Lab Finds Differences between Port and Reef Sediments
Marine ports can be very busy places. From the vantage point of NSU’s Guy Harvey Oceanographic Research Center (GHOC), one can easily observe and be part of the boat traffic going in and out of Port Everglades Inlet (PEI). This includes small and large recreational vehicles, Coast Guard patrols, sleek and modern looking yachts, huge tankers, and cargo vessels, loaded with oil or other commodities, and of course cruise ships ferrying passengers to good times in the Caribbean.
All this activity contributes to PEI being one of the busiest ports in the SE United States, which started almost a century ago in 1928. The human activities also set the port physically apart from nearby natural habitats, which our laboratory has corroborated by profiling the marine sediments from both port and nearby coral reef sites. Molecular microbiology analyses provide some stark contrasts. “Although most of the sites are within a few kilometers from each other, and are connected by daily tidal flows, the port and reef microbial communities showed distinct characteristics which were statistically significant.”, says Jose (Joe) Lopez, Ph.D., a professor with a laboratory at the GHOC and the Department of Biological Sciences in Halmos College of Arts and Sciences and Guy Harvey Oceanographic Research Center (HCAS).
The study was analyzed and co-written by Lopez and affiliate NSU faculty, Lauren Krausfeldt, Ph.D., and published in the open access online journal PeerJ. With the help of dedicated NSU students, like Catherine Bilodeau and Hyo Lee, and project initiation by former FL Dept of Environmental Protection manager, Shelby Casali, molecular microbiological methods, now routine in the field, were applied to uncover the details of which microbes live in nearshore or port sediments. The universal gene used to identify bacteria, is called 16S rRNA, which has been previously used to characterize other samples ranging widely from shark and human teeth, octopus skin, sponge and anglerfish tissue in the GHOC molecular microbiology laboratory run by Lopez.

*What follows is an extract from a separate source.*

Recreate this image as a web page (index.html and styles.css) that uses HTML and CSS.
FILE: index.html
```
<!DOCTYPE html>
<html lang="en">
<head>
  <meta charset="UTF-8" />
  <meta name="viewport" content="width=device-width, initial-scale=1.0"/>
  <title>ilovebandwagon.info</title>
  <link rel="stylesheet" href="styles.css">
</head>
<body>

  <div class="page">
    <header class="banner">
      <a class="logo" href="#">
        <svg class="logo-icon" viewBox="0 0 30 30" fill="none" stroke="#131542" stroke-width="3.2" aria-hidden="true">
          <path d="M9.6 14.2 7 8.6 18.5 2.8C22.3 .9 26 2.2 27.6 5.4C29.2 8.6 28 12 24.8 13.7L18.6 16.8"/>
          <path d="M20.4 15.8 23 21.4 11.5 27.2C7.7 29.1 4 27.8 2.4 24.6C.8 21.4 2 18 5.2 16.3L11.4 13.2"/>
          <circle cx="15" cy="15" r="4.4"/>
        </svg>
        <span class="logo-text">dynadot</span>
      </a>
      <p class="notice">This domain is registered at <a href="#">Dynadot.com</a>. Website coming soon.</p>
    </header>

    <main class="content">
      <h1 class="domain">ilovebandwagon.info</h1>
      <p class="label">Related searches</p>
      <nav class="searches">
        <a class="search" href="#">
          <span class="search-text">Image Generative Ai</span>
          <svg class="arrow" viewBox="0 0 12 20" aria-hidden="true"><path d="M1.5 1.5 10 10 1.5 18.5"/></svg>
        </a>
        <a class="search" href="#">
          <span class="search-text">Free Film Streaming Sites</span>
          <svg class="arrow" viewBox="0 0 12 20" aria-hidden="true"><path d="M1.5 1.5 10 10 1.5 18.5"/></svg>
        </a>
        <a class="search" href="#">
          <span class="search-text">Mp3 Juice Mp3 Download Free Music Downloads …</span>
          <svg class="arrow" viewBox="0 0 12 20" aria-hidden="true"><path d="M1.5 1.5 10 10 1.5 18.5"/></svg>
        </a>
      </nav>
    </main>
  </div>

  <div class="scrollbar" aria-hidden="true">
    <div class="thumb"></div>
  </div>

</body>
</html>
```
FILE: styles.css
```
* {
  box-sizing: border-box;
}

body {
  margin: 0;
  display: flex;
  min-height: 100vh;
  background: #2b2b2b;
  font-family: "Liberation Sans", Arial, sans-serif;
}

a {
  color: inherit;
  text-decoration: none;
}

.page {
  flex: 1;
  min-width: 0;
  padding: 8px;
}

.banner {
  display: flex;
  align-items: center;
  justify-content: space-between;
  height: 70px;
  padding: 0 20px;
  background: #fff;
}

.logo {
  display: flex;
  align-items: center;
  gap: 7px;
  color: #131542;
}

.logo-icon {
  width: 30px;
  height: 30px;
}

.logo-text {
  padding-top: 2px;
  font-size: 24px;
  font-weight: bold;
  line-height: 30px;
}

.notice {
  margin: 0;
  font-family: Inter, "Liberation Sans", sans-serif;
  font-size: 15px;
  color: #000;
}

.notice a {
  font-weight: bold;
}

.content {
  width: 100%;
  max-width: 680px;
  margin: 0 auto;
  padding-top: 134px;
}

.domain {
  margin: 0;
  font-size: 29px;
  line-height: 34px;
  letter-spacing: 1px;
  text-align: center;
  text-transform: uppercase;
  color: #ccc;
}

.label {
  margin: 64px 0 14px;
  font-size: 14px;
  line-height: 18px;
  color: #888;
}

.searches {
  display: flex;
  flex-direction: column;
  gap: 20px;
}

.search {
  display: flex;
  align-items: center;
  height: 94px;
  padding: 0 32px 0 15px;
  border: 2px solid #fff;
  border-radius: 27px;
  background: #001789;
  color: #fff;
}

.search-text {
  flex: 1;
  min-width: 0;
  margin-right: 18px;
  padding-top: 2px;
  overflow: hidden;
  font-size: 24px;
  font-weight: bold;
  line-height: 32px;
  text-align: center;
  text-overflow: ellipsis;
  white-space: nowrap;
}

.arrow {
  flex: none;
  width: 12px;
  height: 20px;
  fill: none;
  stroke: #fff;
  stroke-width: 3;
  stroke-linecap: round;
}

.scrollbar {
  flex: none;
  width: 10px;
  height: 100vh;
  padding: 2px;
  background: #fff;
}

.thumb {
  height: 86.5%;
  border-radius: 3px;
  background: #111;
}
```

In the Port Everglades study, NSU researchers found that some photosynthetic cyanobacterial group abundances decreased in the reef sediments in 2021, which could indicate changing irradiance reaching sensitive corals and other symbiotic hosts that depend on sunlight.

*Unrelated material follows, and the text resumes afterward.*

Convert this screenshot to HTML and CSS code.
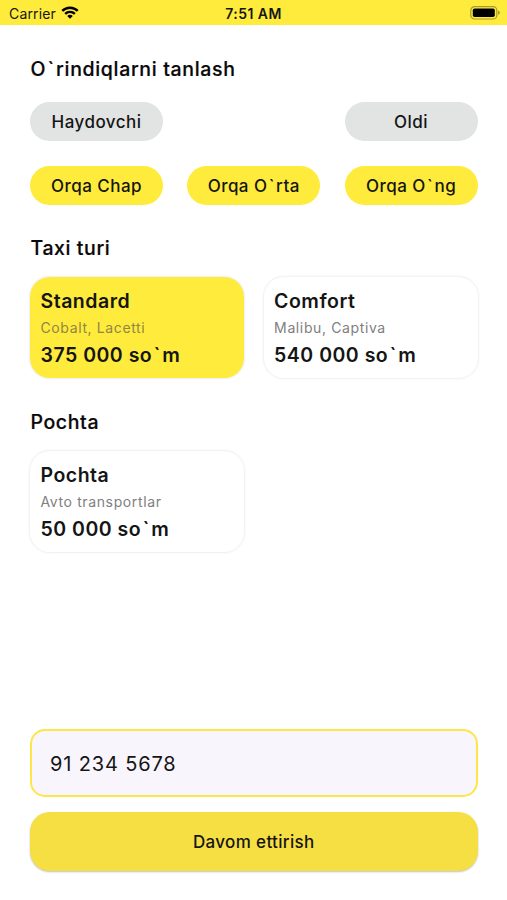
FILE: index.html
```html
<!DOCTYPE html>
<html lang="uz">
<head>
<meta charset="utf-8">
<title>Taxi</title>
<link rel="stylesheet" href="styles.css">
</head>
<body>
<header class="status">
  <div class="carrier"><span>Carrier</span>
    <svg width="18" height="14" viewBox="0 0 18 14"><path d="M0.4 4.1a12.2 12.2 0 0 1 17.2 0l-1.7 1.7a9.8 9.8 0 0 0-13.8 0zM3.3 7a8.1 8.1 0 0 1 11.4 0l-1.7 1.7a5.7 5.7 0 0 0-8 0zM6.2 10a4 4 0 0 1 5.6 0l-2.8 2.8z"/></svg>
  </div>
  <div class="time">7:51 AM</div>
  <div class="power"><svg width="30" height="14" viewBox="0 0 30 14"><rect x=".8" y=".6" width="26" height="12.4" rx="3.8" fill="none" stroke="#a89a30" stroke-width="1.2"/><rect x="2.8" y="2.5" width="22" height="8.6" rx="1.8"/><path d="M28 4.5q1.8.6 1.8 2.2t-1.8 2.2z" fill="#a89a30"/></svg></div>
</header>
<main class="page">
  <h2 class="title first">O<i>`</i>rindiqlarni tanlash</h2>
  <div class="seats">
    <button class="seat taken">Haydovchi</button>
    <button class="seat taken front">Oldi</button>
    <button class="seat">Orqa Chap</button>
    <button class="seat">Orqa O<i>`</i>rta</button>
    <button class="seat">Orqa O<i>`</i>ng</button>
  </div>
  <h2 class="title taxi">Taxi turi</h2>
  <div class="cards">
    <article class="card active"><h3>Standard</h3><p>Cobalt, Lacetti</p><strong>375 000 so<i>`</i>m</strong></article>
    <article class="card"><h3>Comfort</h3><p>Malibu, Captiva</p><strong>540 000 so<i>`</i>m</strong></article>
  </div>
  <h2 class="title mail">Pochta</h2>
  <div class="cards">
    <article class="card"><h3>Pochta</h3><p>Avto transportlar</p><strong>50 000 so<i>`</i>m</strong></article>
  </div>
  <div class="bottom">
    <div class="phone">91 234 5678</div>
    <button class="next">Davom ettirish</button>
  </div>
</main>
</body>
</html>
```
FILE: styles.css
```css
* { box-sizing: border-box; margin: 0; }
body { height: 900px; display: flex; flex-direction: column; background: #fff; color: #151515; font-family: Inter, sans-serif; overflow: hidden; }
button { border: 0; font: inherit; color: inherit; padding: 0; }
i { font-style: normal; padding: 0 .07em; }
.status { height: 25px; flex: none; background: #ffeb3b; display: grid; grid-template-columns: 1fr auto 1fr; align-items: center; padding: 2px 7px 0 9px; font-size: 14px; }
.carrier { display: flex; align-items: center; gap: 5.5px; letter-spacing: .15px; }
.carrier svg { margin-top: -2px; }
.time { font-weight: 600; font-size: 14px; letter-spacing: .45px; margin-right: 2px; }
.power { display: flex; justify-content: flex-end; }
.power svg { margin-top: -1px; }
.page { flex: 1; display: flex; flex-direction: column; padding: 32px 29.4px 29px 30px; }
.title { font-size: 19.5px; line-height: 24px; font-weight: 500; letter-spacing: .6px; padding-left: .5px; color: #080808; -webkit-text-stroke: .2px #080808; }
.first { letter-spacing: .67px; }
.seats { margin-top: 21.4px; display: grid; grid-template-columns: repeat(3, 133px); justify-content: space-between; row-gap: 25px; }
.seat { height: 38.8px; border-radius: 20px; background: #ffeb3b; font-size: 17px; font-weight: 500; letter-spacing: .47px; }
.seat.taken { background: #e1e4e3; }
.front { grid-column: 3; }
.taxi { margin-top: 31px; }
.cards { margin-top: 17px; display: grid; grid-template-columns: 214px 214px; justify-content: space-between; }
.card { height: 101px; border-radius: 20px; padding: 11px 10px 0 10.5px; box-shadow: 0 0 2px 1px rgba(0,0,0,.07); display: flex; flex-direction: column; }
.card h3, .card strong { font-size: 19.5px; line-height: 26px; font-weight: 600; letter-spacing: .5px; }
.card p { font-size: 14px; line-height: 28px; letter-spacing: .62px; color: #808080; }
.card.active { background: #ffeb3b; }
.card.active p { color: #908646; }
.mail { margin-top: 32px; }
.bottom { margin-top: auto; display: grid; gap: 15px; }
.phone { height: 68px; border: 2px solid #fde648; border-radius: 15px; background: #f8f5fd; padding: 1px 0 0 18px; display: flex; align-items: center; font-size: 20px; letter-spacing: .85px; }
.next { height: 59px; border-radius: 20px; background: #f5df43; font-size: 17px; font-weight: 500; letter-spacing: .35px; box-shadow: 0 1px 2px rgba(0,0,0,.25); }
```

The new PeerJ study on marine sediments has potential ramifications on local coral reef health, because routine dredging and other human activities can stir up port sediments that ultimately disperse and settle on nearby coral reef habitats. This data, along with previous microbial research in the Lopez laboratory describing water quality provides useful baselines that can be used by local environmental managers.